On another side street there was a very sad looking indoor market. The staff were clearly bored and were hunched over the counter doing endless crosswords. Needless to say we didn't stop long.
The one thing that really annoyed me about Ormskirk, believe me I liked the place too, was the outdoor market. If you have read my blog, I'm not a fan of markets unless it's a farmers market or an arty one. This one was a bog standard market with cut priced crap. My biggest bug bear about the market was the fact that it obscured the surrounding shops as the stalls were placed in front of the shop fronts. This meant you couldn't see the shops and there was little space for you to get into the shops. If anyone from the council is reading this there is one very simple way of accommodating the market without blocking the shops. Instead of running the stalls outside the shops, run them down the middle of the pedestrianised street with the stalls back to back, but facing the shops. It will really open out the shopping and the pedestrians will have more room on the pavements to get into the shops. It's a simple solution to a knotty problem and you will be able to see the architecture too.
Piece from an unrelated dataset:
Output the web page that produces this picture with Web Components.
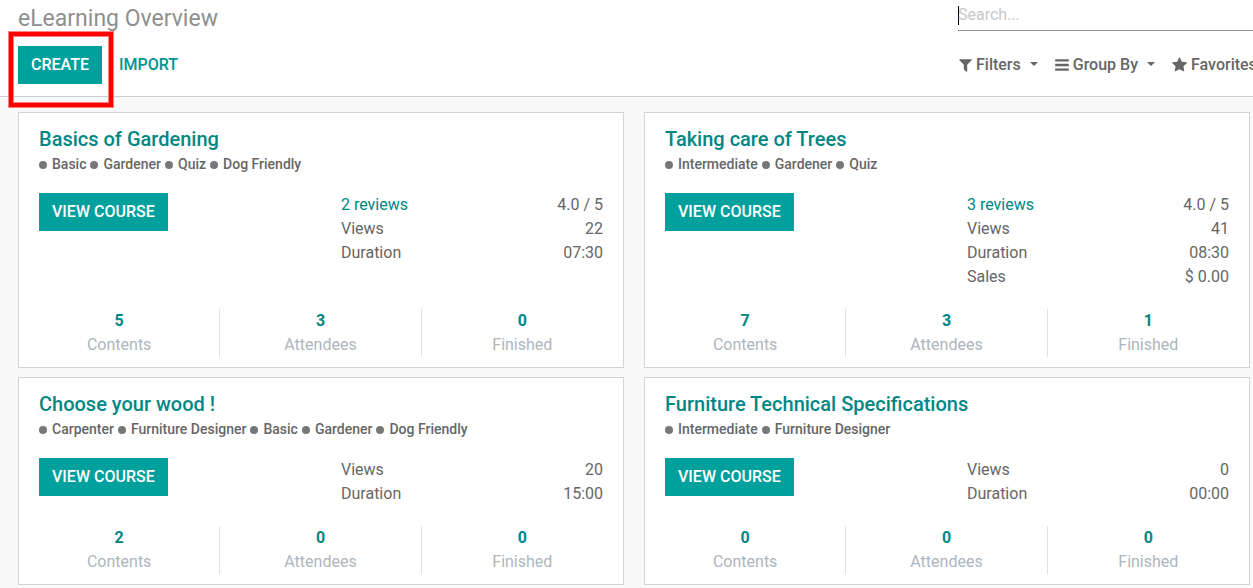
<!DOCTYPE html>
<html lang="en">
<head>
<meta charset="utf-8">
<title>eLearning Overview</title>
<style>
  html { overflow-x: hidden; }
  body {
    margin: 0;
    background: #f9f9f9;
    color: #666;
    font: 400 16px/24px Roboto, "Noto Sans", sans-serif;
    --teal: #00a09d;
    --link: #008784;
    --line: #ced4da;
  }
</style>
</head>
<body>
<control-panel heading="eLearning Overview">
  <action-button slot="actions" marked>Create</action-button>
  <action-button slot="actions" plain>Import</action-button>
  <search-field slot="search"></search-field>
  <filter-menu slot="menus" icon="filter" caret>Filters</filter-menu>
  <filter-menu slot="menus" icon="bars" caret>Group By</filter-menu>
  <filter-menu slot="menus" icon="star" caret>Favorites</filter-menu>
</control-panel>
<course-board>
  <course-card heading="Basics of Gardening" contents="5" attendees="3" finished="0">
    <course-tag slot="tags">Basic</course-tag>
    <course-tag slot="tags">Gardener</course-tag>
    <course-tag slot="tags">Quiz</course-tag>
    <course-tag slot="tags">Dog Friendly</course-tag>
    <course-facts reviews="2 reviews|4.0 / 5" views="22" duration="07:30"></course-facts>
  </course-card>
  <course-card heading="Taking care of Trees" contents="7" attendees="3" finished="1">
    <course-tag slot="tags">Intermediate</course-tag>
    <course-tag slot="tags">Gardener</course-tag>
    <course-tag slot="tags">Quiz</course-tag>
    <course-facts reviews="3 reviews|4.0 / 5" views="41" duration="08:30" sales="$ 0.00"></course-facts>
  </course-card>
  <course-card heading="Choose your wood !" contents="2" attendees="0" finished="0">
    <course-tag slot="tags">Carpenter</course-tag>
    <course-tag slot="tags">Furniture Designer</course-tag>
    <course-tag slot="tags">Basic</course-tag>
    <course-tag slot="tags">Gardener</course-tag>
    <course-tag slot="tags">Dog Friendly</course-tag>
    <course-facts views="20" duration="15:00"></course-facts>
  </course-card>
  <course-card heading="Furniture Technical Specifications" contents="0" attendees="0" finished="0">
    <course-tag slot="tags">Intermediate</course-tag>
    <course-tag slot="tags">Furniture Designer</course-tag>
    <course-facts views="0" duration="00:00"></course-facts>
  </course-card>
</course-board>
<script>
class BaseElement extends HTMLElement {
  connectedCallback() {
    if (this.shadowRoot) return;
    this.attachShadow({ mode: 'open' }).innerHTML = this.render();
  }
  attr(name) { return this.getAttribute(name) || ''; }
}

customElements.define('control-panel', class extends BaseElement {
  render() {
    return `<style>
      :host { display: block; background: #fff; border-bottom: 1px solid #c9ccd2; }
      .row { display: flex; justify-content: space-between; padding-left: 18px; }
      .top { height: 36px; }
      .bottom { height: 60px; }
      h1 { margin: 0; font-size: 23px; line-height: 38px; font-weight: 400; color: #8f8f8f; }
      .actions { display: flex; align-items: flex-start; padding-top: 10px; gap: 4px; }
      .side { flex: 0 0 295px; min-width: 0; }
      .menus { display: flex; align-items: flex-start; padding-top: 17px; gap: 16px; }
    </style>
    <div class="row top"><h1>${this.attr('heading')}</h1><div class="side"><slot name="search"></slot></div></div>
    <div class="row bottom">
      <div class="actions"><slot name="actions"></slot></div>
      <div class="side menus"><slot name="menus"></slot></div>
    </div>`;
  }
});

customElements.define('action-button', class extends BaseElement {
  render() {
    return `<style>
      :host { display: inline-block; position: relative; }
      button {
        display: block; margin: 0; padding: 6px 12px; border: 1px solid var(--teal); border-radius: 0;
        background: var(--teal); color: #fff; font: inherit; font-weight: 500;
        text-transform: uppercase; white-space: nowrap; cursor: pointer;
      }
      :host([plain]) button { background: transparent; border-color: transparent; color: #00958f; }
      .mark {
        position: absolute; inset: -14px -11px -23px -9px; pointer-events: none; z-index: 1;
        border: 4px solid #f00; box-shadow: 0 0 0 1px #ff8080, inset 0 0 0 1px #ff8080;
      }
    </style>
    <button type="button"><slot></slot></button>${this.hasAttribute('marked') ? '<div class="mark"></div>' : ''}`;
  }
});

customElements.define('search-field', class extends BaseElement {
  render() {
    return `<style>
      :host { display: block; padding-top: 6px; border-bottom: 1px solid #8f8f8f; }
      input {
        display: block; box-sizing: border-box; width: 100%; height: 24px; margin: 0; padding: 0 0 8px; border: 0;
        outline: 0; font: inherit; line-height: 16px; color: #666;
        background: linear-gradient(#000, #000) 0 0 / 1px 19px no-repeat;
      }
      input::placeholder { color: #c8c8c8; opacity: 1; }
    </style>
    <input type="text" placeholder="Search..." aria-label="Search">`;
  }
});

const ICONS = {
  filter: ['190 0 1412 1792', 13, 'M1595 295q17 41-14 70l-493 493v742q0 42-39 59-13 5-25 5-27 0-45-19l-256-256q-19-19-19-45v-486l-493-493q-31-29-14-70 17-39 59-39h1280q42 0 59 39z'],
  bars: ['128 0 1536 1792', 14, 'M1664 1344v128q0 26-19 45t-45 19h-1408q-26 0-45-19t-19-45v-128q0-26 19-45t45-19h1408q26 0 45 19t19 45zm0-512v128q0 26-19 45t-45 19h-1408q-26 0-45-19t-19-45v-128q0-26 19-45t45-19h1408q26 0 45 19t19 45zm0-512v128q0 26-19 45t-45 19h-1408q-26 0-45-19t-19-45v-128q0-26 19-45t45-19h1408q26 0 45 19t19 45z'],
  star: ['64 0 1664 1792', 15, 'M1728 647q0 22-26 48l-363 354 86 500q1 7 1 20 0 21-10.500 35.500t-30.500 14.500q-19 0-40-12l-449-236-449 236q-22 12-40 12-21 0-31.500-14.500t-10.500-35.500q0-6 2-20l86-500-364-354q-25-27-25-48 0-37 56-46l502-73 225-455q19-41 49-41t49 41l225 455 502 73q56 9 56 46z']
};

customElements.define('filter-menu', class extends BaseElement {
  render() {
    const [box, width, path] = ICONS[this.attr('icon')];
    return `<style>
      :host { display: block; flex: none; }
      button {
        display: flex; align-items: center; margin: 0; padding: 0; border: 0; background: none;
        font: inherit; font-weight: 500; color: #666; white-space: nowrap; cursor: pointer;
      }
      svg { display: block; height: 16px; margin: 0 4px 0 1px; fill: #666; }
      .caret { margin: 0 0 2px 9px; border: solid transparent; border-width: 4px 4px 0; border-top-color: #666; }
    </style>
    <button type="button" aria-haspopup="true">
      <svg width="${width}" height="16" viewBox="${box}" aria-hidden="true"><path d="${path}"/></svg>
      <slot></slot>${this.hasAttribute('caret') ? '<span class="caret"></span>' : ''}
    </button>`;
  }
});

customElements.define('course-board', class extends BaseElement {
  render() {
    return `<style>
      :host { display: grid; grid-template-columns: repeat(2, minmax(0, 1fr)); gap: 9px 20px; padding: 15px 3px 3px 18px; }
    </style><slot></slot>`;
  }
});

customElements.define('course-tag', class extends BaseElement {
  render() {
    return `<style>
      :host { display: flex; align-items: center; gap: 5px; font-size: 14px; line-height: 21px; font-weight: 500; color: #666; }
      i { width: 8px; height: 8px; border-radius: 50%; background: #777; }
    </style><i></i><span><slot></slot></span>`;
  }
});

customElements.define('course-facts', class extends BaseElement {
  render() {
    const rows = [];
    if (this.hasAttribute('reviews')) {
      const [label, score] = this.attr('reviews').split('|');
      rows.push([`<a href="#reviews">${label}</a>`, score]);
    }
    rows.push(['Views', this.attr('views')], ['Duration', this.attr('duration')]);
    if (this.hasAttribute('sales')) rows.push(['Sales', this.attr('sales')]);
    return `<style>
      :host { display: block; }
      table { width: 100%; border-collapse: collapse; }
      th, td { padding: 0; font-weight: 400; line-height: 24px; text-align: left; }
      td { text-align: right; }
      a { color: var(--link); text-decoration: none; }
    </style>
    <table>${rows.map(([k, v]) => `<tr><th scope="row">${k}</th><td>${v}</td></tr>`).join('')}</table>`;
  }
});

customElements.define('course-card', class extends BaseElement {
  render() {
    const totals = ['Contents', 'Attendees', 'Finished'];
    return `<style>
      :host { display: flex; flex-direction: column; background: #fff; border: 1px solid var(--line); padding: 11px 0 10px; }
      h2 { margin: 0 20px; font-size: 20px; line-height: 30px; font-weight: 500; }
      a { color: var(--link); text-decoration: none; }
      .tags { display: flex; flex-wrap: wrap; gap: 0 4px; margin: 0 20px; }
      .body { display: grid; grid-template-columns: 1fr 1fr; column-gap: 20px; margin: 18px 20px 20px; flex: 1; align-items: start; }
      .facts { display: block; margin-left: 10px; }
      .totals { display: grid; grid-template-columns: repeat(3, 1fr); }
      .totals a { display: flex; flex-direction: column; text-align: center; color: #adb5bd; }
      .totals a:not(:last-child) { border-right: 1px solid #dee2e6; }
      b { font-weight: 700; color: var(--link); }
    </style>
    <h2><a href="#course">${this.attr('heading')}</a></h2>
    <div class="tags"><slot name="tags"></slot></div>
    <div class="body">
      <div><action-button>View course</action-button></div>
      <slot class="facts"></slot>
    </div>
    <div class="totals">${totals.map(t => `<a href="#${t.toLowerCase()}"><b>${this.attr(t.toLowerCase())}</b><span>${t}</span></a>`).join('')}</div>`;
  }
});
</script>
</body>
</html>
Apart from the market, I found Ormskirk a pleasant place to wander round. So I was shocked to find out that Ormskirk had been entered into the Portas Pilot to get a grant of approximately £100,000 to regenerate the high street. Honestly given my travels across the north of England I really wouldn't put it in my top five towns in need of regeneration money. Okay so there are some empty shop fronts, but physically the town looked nice and from walking around there were plenty of shoppers spending money. Maybe they have problems during the weekdays, but apart from my suggestion of re-orientating the market they don't really money, just some effort from the Council's tourism and economic development teams to support the local businesses. I'm going to do a separate Portas Pilot blog post soon so you will get my top five nominations for regeneration money - needless to say Ormskirk won't feature in it.
We had a pleasant wander and thought as we were only twenty minutes from Southport, we would head out to sample its delights.